Formation of The Earliest Galaxies
To explain the formation of the earliest galaxies, which may have occurred some 1 billion years after the Big Bang, we make three assumptions about the conditions in the early universe: (1) the early universe was composed of clouds of dust and gas, primarily hydrogen and a small amount of helium, and a predominance of dark matter; (2) there was an asymmetry of density (some areas were slightly denser than others); (3) the universe was uniformly expanding everywhere at once. As the universe was expanding, the density was decreasing, but in regions where the density was a bit higher than average, the expansion was slightly slower than elsewhere and the density decreased more slowly. Gravity slowed the expansion of high-density regions more rapidly than that of low-density regions, so the contrast between high and low density regions steadily increased. By the time the Universe was a few hundred million years old, the densest regions had ceased expanding and begun to collapse due to the effect of increasing gravity. These regions of higher density began clumping together due to their stronger gravity and as the clumps of matter grew, they heated up and the strength of their gravity increased even further. Dark matter played a large role in the process of clumping of ordinary matter as the gravitational force of dark matter, which was also clumped together, pulled more ordinary matter together through its own gravitational pull. Eventually, the clouds of gas in these areas of higher density collapsed and formed protogalactic clouds. As gravity continued to collapse the clouds, they formed rotating disks.
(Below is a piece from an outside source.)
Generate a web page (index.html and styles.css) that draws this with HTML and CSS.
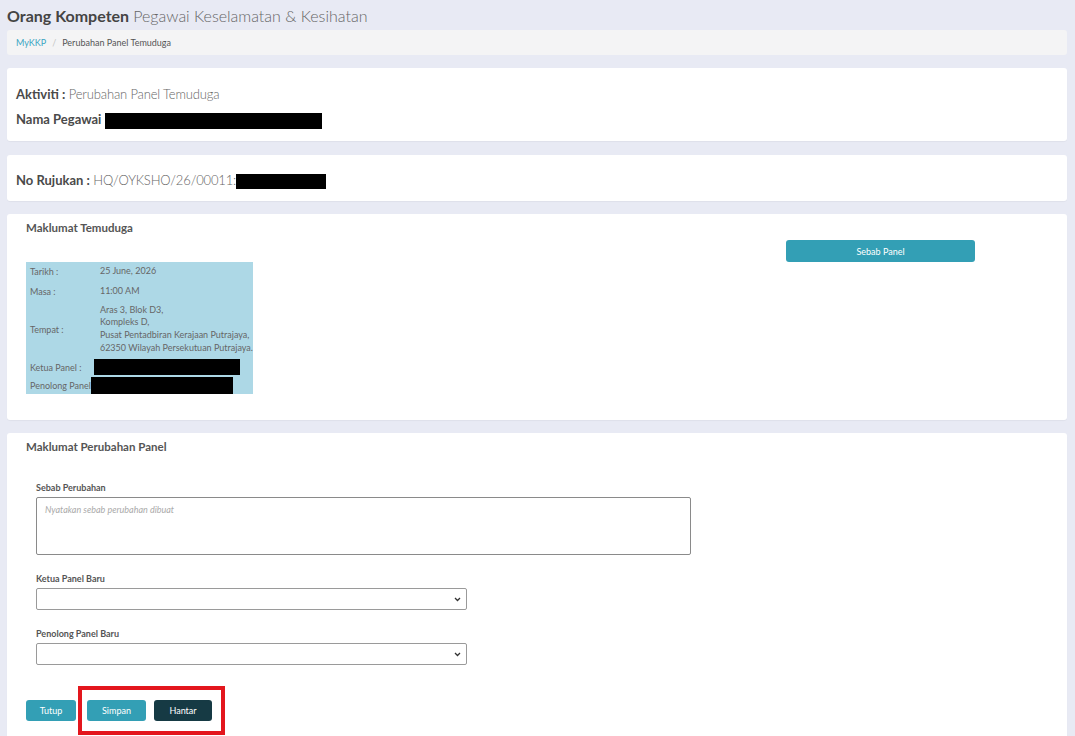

The rotating disks attracted more gas and dust with gravity and formed galactic disks. Inside the galactic disk, new stars formed. What remained on the outskirts of the original cloud were globular clusters and a halo composed of gas, dust and dark matter. Conservation of angular momentum caused remaining gas to rotate faster and flatten into a rotating spiral disk with a bulge in the center, just as happens to a figure skater who, while spinning, gradually brings their arms closer in to their body and spins faster.

A typical spiral galaxy. M101 is 170,000 light-years across or nearly twice the size of the Milky Way galaxy. It contains at least one trillion stars and as many as 100 billion of them may be similar to the Sun.